The US electric vehicle market is growing fast, and the demand for charging stations can be expected to follow the same trend. According to the US Department of Energy, the number of registered EVs increased from 1,019,260 to 1,454,480 during the year 2021, which represents a 12-month growth of over 40%.
If you own a commercial building, you have probably considered adding EV charging stations. The recharging service represents an income opportunity, and you’re also helping develop the necessary infrastructure to support a larger EV fleet in circulation. In this article, we provide 3 tips to achieve better results with your EV charging station project.
Get a professional EV charging station design, meet codes and qualify for incentives.
You can find EVs from many manufacturers, but the Tesla Model 3 and Model Y are currently leading in sales, with over 120,000 and 170,000 units sold in 2021 respectively. EV sales in general can be expected to grow faster after the Inflation Reduction Act, which improved existing tax credits while introducing new ones.
1) Get a Professional Assessment of Your Electrical Installations
EV chargers can add a considerable load to your building, and your electrical installations must be capable of meeting that load. This is especially true if you plan to install DC fast chargers, which can draw a few hundred kilowatts each. For example, a Tesla Supercharger V3 can provide up to 250 kW for an EV, which means that four units at full capacity can consume a full megawatt of power (1,000 kW).
Before installing EV charging stations on a building, you need to ensure the electrical service equipment and wiring can support them. The transformers, panelboards, main feeders and electrical protection devices in your building must have enough capacity for EV chargers. If your existing electrical systems are approaching full capacity, you will need an upgrade or a new installation exclusively for the charging stations.

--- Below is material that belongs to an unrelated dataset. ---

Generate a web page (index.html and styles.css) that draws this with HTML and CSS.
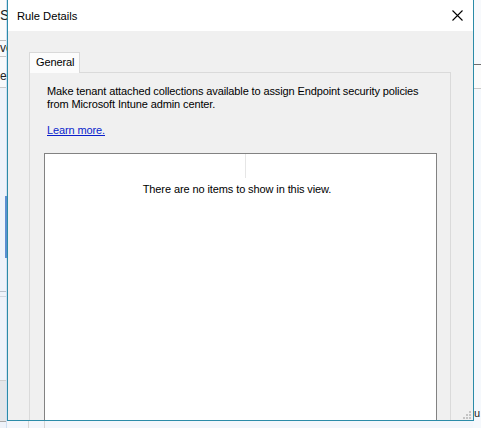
FILE: index.html
```html
<!DOCTYPE html>
<html>
<head>
<meta charset="utf-8">
<title>Rule Details</title>
<link rel="stylesheet" href="styles.css">
</head>
<body>
<div class="desk">
  <div class="bg-left">
    <div class="bl-title">S</div>
    <div class="bl-row bl-row1">ve</div>
    <div class="bl-row bl-row2">er</div>
    <div class="bl-gap"></div>
    <div class="bl-scroll"></div>
    <div class="bl-gap2"></div>
    <div class="bl-line"></div>
    <div class="bl-fill"></div>
    <div class="bl-btn"></div>
  </div>
  <div class="bg-mid">
    <div class="bm-cols"><span class="bm-c1"></span><span class="bm-c2"></span></div>
  </div>
  <div class="bg-right">
    <div class="br-top"></div>
    <div class="br-head"></div>
    <div class="br-fill"></div>
    <div class="br-text">u</div>
  </div>
</div>

<div class="dialog">
  <div class="titlebar">
    <span class="title">Rule Details</span>
    <svg class="close" width="11" height="11" viewBox="0 0 11 11"><path d="M0.5 0.5 L10.5 10.5 M10.5 0.5 L0.5 10.5" stroke="#000" stroke-width="1.1" fill="none"/></svg>
  </div>
  <div class="body">
    <div class="tabs"><div class="tab">General</div></div>
    <div class="panel">
      <p class="desc">Make tenant attached collections available to assign Endpoint security policies<br>from Microsoft Intune admin center.</p>
      <a class="link" href="#">Learn more.</a>
      <div class="list">
        <div class="list-head"><div class="col1"></div></div>
        <div class="empty">There are no items to show in this view.</div>
      </div>
    </div>
    <svg class="grip" width="8" height="8" viewBox="0 0 8 8">
      <rect x="6" y="0" width="2" height="2" fill="#c4c4c4"/>
      <rect x="3" y="3" width="2" height="2" fill="#c4c4c4"/>
      <rect x="6" y="3" width="2" height="2" fill="#c4c4c4"/>
      <rect x="0" y="6" width="2" height="2" fill="#c4c4c4"/>
      <rect x="3" y="6" width="2" height="2" fill="#c4c4c4"/>
      <rect x="6" y="6" width="2" height="2" fill="#c4c4c4"/>
    </svg>
  </div>
</div>
</body>
</html>
```

FILE: styles.css
```css
html, body {
  margin: 0;
  padding: 0;
  width: 481px;
  height: 428px;
  overflow: hidden;
  font-family: "Liberation Sans", Arial, sans-serif;
}

.desk {
  width: 481px;
  height: 428px;
  display: grid;
  grid-template-columns: 7px 1fr 8px;
  background: #f3f6fb;
}

/* background window, left strip (partly hidden behind the dialog) */
.bg-left {
  display: flex;
  flex-direction: column;
  border-right: 1px solid #cfe0f2;
  background: #eef3fa;
}
.bl-title {
  height: 41px;
  box-sizing: border-box;
  background: #fbfbfb;
  font-size: 14px;
  line-height: 30px;
  color: #222;
  border-bottom: 1px solid #bfbfbf;
  white-space: nowrap;
}
.bl-row {
  font-size: 12px;
  color: #222;
  white-space: nowrap;
  background: #f8f9fb;
}
.bl-row1 {
  height: 15px;
  line-height: 14px;
  border-bottom: 1px solid #c6c6c6;
}
.bl-row2 {
  height: 30px;
  line-height: 38px;
  border-bottom: 1px solid #c9c9c9;
}
.bl-gap {
  height: 108px;
}
.bl-scroll {
  height: 62px;
  margin-left: 5px;
  width: 2px;
  background: #5b8fd0;
}
.bl-gap2 {
  height: 33px;
}
.bl-line {
  height: 4px;
  border-top: 1px solid #b9c2cc;
  border-bottom: 1px solid #d2d8df;
}
.bl-fill {
  flex: 1;
}
.bl-btn {
  height: 40px;
  background: #e4e6e9;
  border-top: 1px solid #d0d0d0;
  border-bottom: 1px solid #a9a9a9;
  margin-bottom: 6px;
}

.bg-mid {
  display: flex;
  flex-direction: column;
  justify-content: flex-end;
}
.bm-cols {
  height: 8px;
  display: flex;
}
.bm-c1 {
  margin-left: 21px;
  width: 15px;
  border-left: 1px solid #d6d6d6;
}
.bm-c2 {
  border-left: 1px solid #d6d6d6;
}

/* background window, right strip */
.bg-right {
  display: flex;
  flex-direction: column;
  background: #f5f8fc;
}
.br-top {
  height: 64px;
  background: #f7f9fc;
  border-bottom: 1px solid #6e6e6e;
}
.br-head {
  height: 23px;
  background: #fbfbfb;
  border-bottom: 1px solid #c9c9c9;
}
.br-fill {
  flex: 1;
}
.br-text {
  font-size: 11px;
  line-height: 12px;
  color: #222;
  margin-left: 1px;
  margin-bottom: 9px;
}

/* dialog window */
.dialog {
  position: absolute;
  left: 7px;
  top: -1px;
  width: 467px;
  height: 422px;
  box-sizing: border-box;
  border: 1px solid #2b8ba8;
  background: #f0f0f0;
  display: flex;
  flex-direction: column;
  overflow: hidden;
}

.titlebar {
  height: 31px;
  flex: none;
  background: #ffffff;
  display: flex;
  align-items: center;
  justify-content: space-between;
  padding: 0 10px 0 9px;
}
.title {
  font-family: "Liberation Sans", Arial, sans-serif;
  font-size: 11.2px;
  color: #000;
  padding-top: 1px;
}
.close {
  display: block;
}

.body {
  flex: 1;
  position: relative;
  padding: 21px 22px 0 21px;
  display: flex;
  flex-direction: column;
  overflow: hidden;
  font-size: 11px;
  letter-spacing: -0.12px;
  color: #000;
}

.tabs {
  display: flex;
  position: relative;
  z-index: 1;
}
.tab {
  width: 51px;
  height: 21px;
  box-sizing: border-box;
  background: #fcfcfc;
  border: 1px solid #d9d9d9;
  border-bottom: none;
  padding-left: 6px;
  line-height: 19px;
  font-size: 11px;
  margin-bottom: -1px;
}

.panel {
  flex: 1;
  border: 1px solid #dadada;
  background: #f0f0f0;
  padding: 12px 13px 0 17px;
  display: flex;
  flex-direction: column;
  align-items: flex-start;
}
.desc {
  margin: 0;
  line-height: 13px;
}
.link {
  margin-top: 13px;
  line-height: 13px;
  color: #0a1fcc;
  text-decoration: underline;
}

.list {
  align-self: stretch;
  margin: 16px 0 0 -3px;
  height: 320px;
  flex: none;
  background: #ffffff;
  border: 1px solid #828282;
}
.list-head {
  height: 24px;
  display: flex;
}
.col1 {
  width: 200px;
  border-right: 1px solid #e6e6e6;
}
.empty {
  margin-top: 5px;
  padding-right: 7px;
  text-align: center;
  line-height: 13px;
  letter-spacing: -0.1px;
}

.grip {
  position: absolute;
  right: 2px;
  bottom: 1px;
}
```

You must also ensure that your EV charging station design is approved by the local building department. An experienced design and consulting firm like NY Engineers can help you meet local building codes, regardless of your state and city.

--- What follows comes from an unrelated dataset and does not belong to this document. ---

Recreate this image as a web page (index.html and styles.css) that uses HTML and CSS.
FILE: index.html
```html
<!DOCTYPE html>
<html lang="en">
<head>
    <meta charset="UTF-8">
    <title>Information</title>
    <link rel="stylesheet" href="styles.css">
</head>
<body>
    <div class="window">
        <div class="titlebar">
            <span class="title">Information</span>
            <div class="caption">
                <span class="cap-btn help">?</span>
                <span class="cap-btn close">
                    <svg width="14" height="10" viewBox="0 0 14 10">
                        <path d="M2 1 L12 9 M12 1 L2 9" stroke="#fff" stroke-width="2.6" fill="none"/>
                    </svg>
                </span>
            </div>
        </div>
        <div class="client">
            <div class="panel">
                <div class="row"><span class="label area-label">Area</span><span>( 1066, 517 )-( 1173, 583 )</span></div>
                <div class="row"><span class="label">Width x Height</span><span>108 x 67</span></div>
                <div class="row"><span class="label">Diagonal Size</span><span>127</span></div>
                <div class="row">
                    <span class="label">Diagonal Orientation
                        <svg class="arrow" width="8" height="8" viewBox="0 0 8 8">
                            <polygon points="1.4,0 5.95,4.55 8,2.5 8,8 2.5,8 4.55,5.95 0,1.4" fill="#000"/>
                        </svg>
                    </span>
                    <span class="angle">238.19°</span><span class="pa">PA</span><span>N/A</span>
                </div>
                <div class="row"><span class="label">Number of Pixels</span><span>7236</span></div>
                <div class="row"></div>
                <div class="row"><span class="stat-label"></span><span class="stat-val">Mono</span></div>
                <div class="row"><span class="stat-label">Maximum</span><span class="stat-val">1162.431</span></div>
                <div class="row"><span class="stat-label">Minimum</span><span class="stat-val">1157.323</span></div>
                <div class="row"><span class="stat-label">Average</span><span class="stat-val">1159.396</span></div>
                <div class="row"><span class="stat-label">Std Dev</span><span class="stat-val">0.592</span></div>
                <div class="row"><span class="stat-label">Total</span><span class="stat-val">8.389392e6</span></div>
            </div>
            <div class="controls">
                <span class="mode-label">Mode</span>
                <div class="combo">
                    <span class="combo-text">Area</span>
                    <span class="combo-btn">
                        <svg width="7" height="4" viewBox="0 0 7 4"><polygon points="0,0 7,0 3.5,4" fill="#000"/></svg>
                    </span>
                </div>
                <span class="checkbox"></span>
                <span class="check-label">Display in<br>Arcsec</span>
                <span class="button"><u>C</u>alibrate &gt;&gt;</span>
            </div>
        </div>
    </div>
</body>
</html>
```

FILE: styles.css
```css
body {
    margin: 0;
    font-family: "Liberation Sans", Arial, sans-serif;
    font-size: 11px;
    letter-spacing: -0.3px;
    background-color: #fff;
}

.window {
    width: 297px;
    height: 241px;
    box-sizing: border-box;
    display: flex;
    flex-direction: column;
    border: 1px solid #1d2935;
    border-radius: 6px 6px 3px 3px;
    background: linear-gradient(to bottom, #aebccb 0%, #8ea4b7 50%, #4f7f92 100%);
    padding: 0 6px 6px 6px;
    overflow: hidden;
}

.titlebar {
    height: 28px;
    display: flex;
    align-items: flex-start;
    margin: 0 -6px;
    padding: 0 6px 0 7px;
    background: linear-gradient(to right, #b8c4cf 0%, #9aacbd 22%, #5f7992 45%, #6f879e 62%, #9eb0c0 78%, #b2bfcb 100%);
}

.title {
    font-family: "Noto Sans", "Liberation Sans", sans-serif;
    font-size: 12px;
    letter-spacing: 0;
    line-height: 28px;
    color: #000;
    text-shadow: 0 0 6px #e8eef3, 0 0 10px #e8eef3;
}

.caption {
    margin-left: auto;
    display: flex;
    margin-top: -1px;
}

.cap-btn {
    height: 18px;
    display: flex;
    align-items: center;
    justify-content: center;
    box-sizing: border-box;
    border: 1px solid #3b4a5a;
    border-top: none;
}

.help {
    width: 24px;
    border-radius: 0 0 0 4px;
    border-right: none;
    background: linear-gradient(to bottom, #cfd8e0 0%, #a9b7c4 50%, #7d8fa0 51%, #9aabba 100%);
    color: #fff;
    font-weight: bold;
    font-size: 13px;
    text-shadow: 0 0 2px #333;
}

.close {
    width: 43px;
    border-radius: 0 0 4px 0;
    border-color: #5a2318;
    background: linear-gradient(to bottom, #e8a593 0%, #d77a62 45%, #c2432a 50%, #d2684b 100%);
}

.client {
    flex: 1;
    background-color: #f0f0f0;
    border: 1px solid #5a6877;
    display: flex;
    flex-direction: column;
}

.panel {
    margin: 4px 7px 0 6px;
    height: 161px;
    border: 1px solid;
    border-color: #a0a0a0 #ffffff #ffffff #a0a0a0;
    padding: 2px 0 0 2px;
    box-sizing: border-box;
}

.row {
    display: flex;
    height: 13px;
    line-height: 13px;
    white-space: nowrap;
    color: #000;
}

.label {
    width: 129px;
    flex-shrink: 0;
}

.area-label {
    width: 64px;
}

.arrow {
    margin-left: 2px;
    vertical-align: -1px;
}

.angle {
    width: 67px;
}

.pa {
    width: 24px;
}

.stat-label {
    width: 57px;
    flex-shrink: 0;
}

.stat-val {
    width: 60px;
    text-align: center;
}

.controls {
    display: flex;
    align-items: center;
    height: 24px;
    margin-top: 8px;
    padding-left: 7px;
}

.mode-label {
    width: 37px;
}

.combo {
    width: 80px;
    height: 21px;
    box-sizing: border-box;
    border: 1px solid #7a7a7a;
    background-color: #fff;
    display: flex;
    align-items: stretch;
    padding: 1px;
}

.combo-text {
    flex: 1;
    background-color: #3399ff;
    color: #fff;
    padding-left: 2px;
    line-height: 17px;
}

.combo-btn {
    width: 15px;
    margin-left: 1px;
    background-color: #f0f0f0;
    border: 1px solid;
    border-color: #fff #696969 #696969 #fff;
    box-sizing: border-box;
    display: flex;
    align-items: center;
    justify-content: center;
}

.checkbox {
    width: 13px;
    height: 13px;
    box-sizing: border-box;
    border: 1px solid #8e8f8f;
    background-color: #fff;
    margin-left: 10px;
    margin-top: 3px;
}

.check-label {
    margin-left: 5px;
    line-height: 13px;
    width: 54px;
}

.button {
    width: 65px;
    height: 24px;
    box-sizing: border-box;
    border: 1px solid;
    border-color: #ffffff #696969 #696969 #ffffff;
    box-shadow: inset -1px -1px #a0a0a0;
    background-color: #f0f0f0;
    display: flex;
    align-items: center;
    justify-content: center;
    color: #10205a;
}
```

2) Consider a Commercial Solar Power System
US inflation reached a 40-year high in 2022, and electricity prices have also been affected. the Consumer Price Index Report for August 2022 shows an electricity price increase of 15.8% over a 12-month period. Electricity price data from the US Energy Information Administration shows a similar trend between July 2021 and July 2022:
- The average residential kWh price increased from 13.87 to 15.46 cents (11.5%)
- The average commercial kWh price increased from 11.51 to 13.15 cents (14.2%)
If your building is fully dependent on the grid, and you install several EV chargers, they can have a notable impact on your electricity bills. However, a solar power system can help cover your building’s consumption – including the energy drawn by the new charging stations.
You can save on EV charging with solar panels even if there is no power generation when visitors connect their vehicles. Many electric companies now offer net metering, which means that surplus generation from solar panels can be subtracted from the consumption measured by the power meter. If you commercial solar array is sized properly, power bills will decrease even if generation and consumption don’t happen at the same time.
3) Make Sure You Qualify for EV Charging Station Incentives
Depending on your building’s location, EV charging stations may be eligible for cash rebates, tax credits and other financial incentives. Many state governments and electric companies manage energy incentive programs, and they may cover Electric Vehicle Service Equipment (EVSE) such as charging stations. NY Engineers can make sure your EV charging station qualifies for these benefits, reducing your upfront costs and improving your return on investment.
the EV Charging Action Plan announced by the Biden Administration has the goal of deploying 500,000 charging stations throughout the country. There is a $7.5-billion budget to kickstart EV charger installations: $5 billion for states who submit EV charging infrastructure plans, and $2.5 billion for key corridors and communities. These funds can lead to the creation of new incentive programs.